Indeed, Mike Martz recommended Zampese to Lewis even before Lewis got a head coaching gig. But the vision of Zampese's identity seems pretty clear cut from that diverse background.

"When you watch a game and you feel the energy from the team, how fast they play, that's the trademark of what we want to be," Zampese said. "When you do that, you get the most out of the talents of everyone in the room, when they can play fast. The kicker for us as coaches is to take a player where they can't go. That only comes through the speed, effort, enthusiasm and energy we can bring to them and pull out of them and pull out of them on a daily basis that will show up on Sundays."

 Twice before, when he replaced Bratkowski and Gruden, Lewis bypassed Zampese for offensive coordinator. But Zampese said he didn't take it as a slight.

"I never looked at it like that. I felt very fortunate to work here and work in the NFL," Zampese said. "When your input is valued, that goes a long way and it's always been that here. When you've had the support of the organization at all times the way the Brown family and Coach Lewis does it, I never looked at it that way."

 Lewis' in-house promotions have paid off. Two years ago he moved Jackson from running backs coach to offensive coordinator and Paul Guenther from linebackers coach to defensive coordinator and he saw the NFL's No. 7 scoring offense team with the No. 2 scoring defense this season to produce a franchise-tying 12-4 record.

In addition to head coaching the Saints from 2000-2005 and the UFL's Florida Tuskers in 2009, Haslett has served as a defensive coordinator for four NFL teams.

"Jim is just a very outstanding and thorough football coach," Lewis said in a news release. "He has a tremendous background, including  both as a head coach and a coordinator. It's a wealth of expertise and ideas that he's going to bring to a position group that has to be successful for us to succeed as a team."

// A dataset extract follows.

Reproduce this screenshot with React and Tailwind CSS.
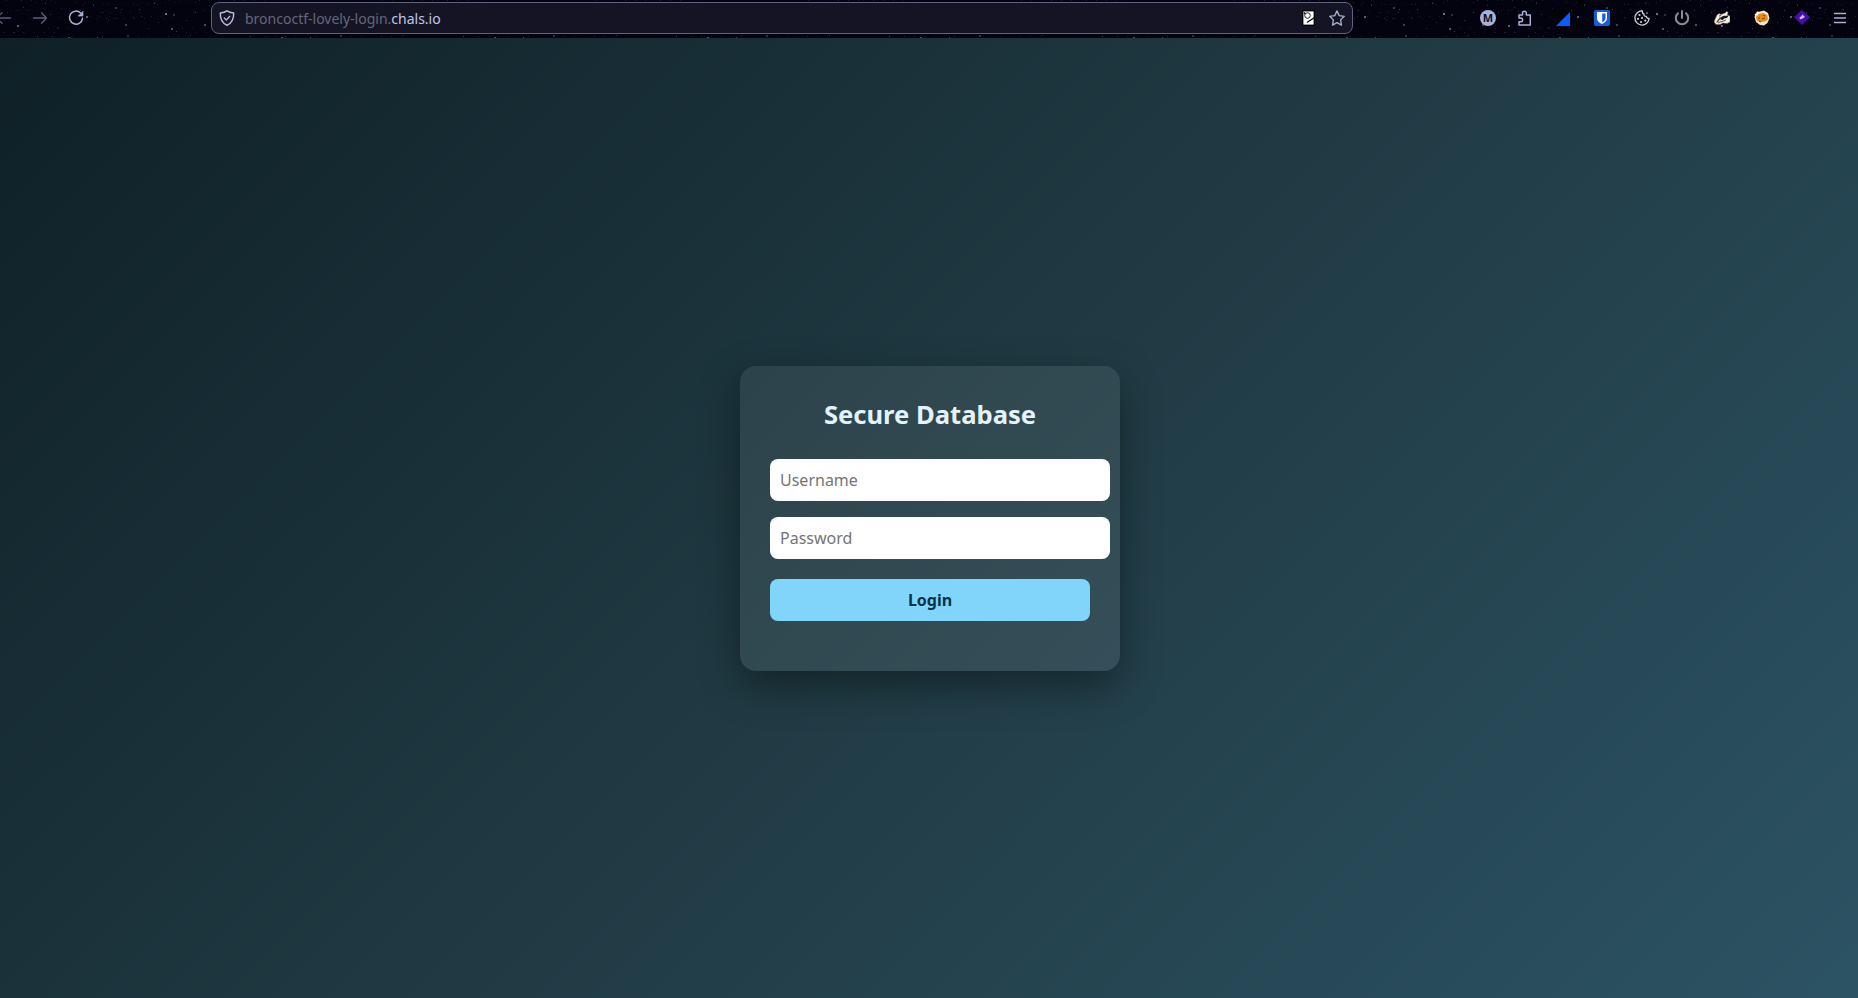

Haslett, 60, out of Avalon High School, is a Pittsburgh contemporary of Lewis, 57, out of Fort Cherry High School. By the time Haslett became the defensive coordinator of the Steelers in 1997, Lewis had left the Steelers and was the defensive coordinator in Baltimore. They spent a lot of time talking five years ago, when Lewis hired Gruden, Haslett's one-time offensive coordinator with the Tuskers

"We've got mutual acquaintances and I've admired his work," Haslett said via Friday's conference call.

Haslett flashed back to his third of eight NFL seasons, seven of them as an inside backer for the Bills. It ended in a 1981 divisional playoff game at Riverfront Stadium in a 28-21 loss to the Bengals, where Cincinnati's No. 2 offense bested Buffalo's No. 7 defense.

"We should have won," Haslett said. "They hit us with a delay of game penalty . . . That was a good game . . .  That year they had a good offense and we had a good defense."

Haslett played in nearly 100 NFL games in a career that started as the 1979 NFL Defensive Rookie of the Year. Those games, he says, are his biggest coaching assets in a pro career that has touched five decades.

"Being in the league as long as I've been, I think I can help these guys out . . . Don't get me wrong. I don't know how much help they need," Haslett said of WILL backer Vontaze Burfict and middle linebacker Rey Maualuga. "They're good ballplayers. They've got great noses for the ball. They're powerful guys that can run and you can tell they love the game. From what I can see on film, they're a good group.

"I'm not a screamer or yeller. I like coaching," Haslett said. "I see the game through a linebacker's eyes. I know what they're looking at. I know why they do certain things. Why he went back door instead of over the top. I think I've got a better perspective than most coaches because I've been in those cleats and I've seen it with their eyes."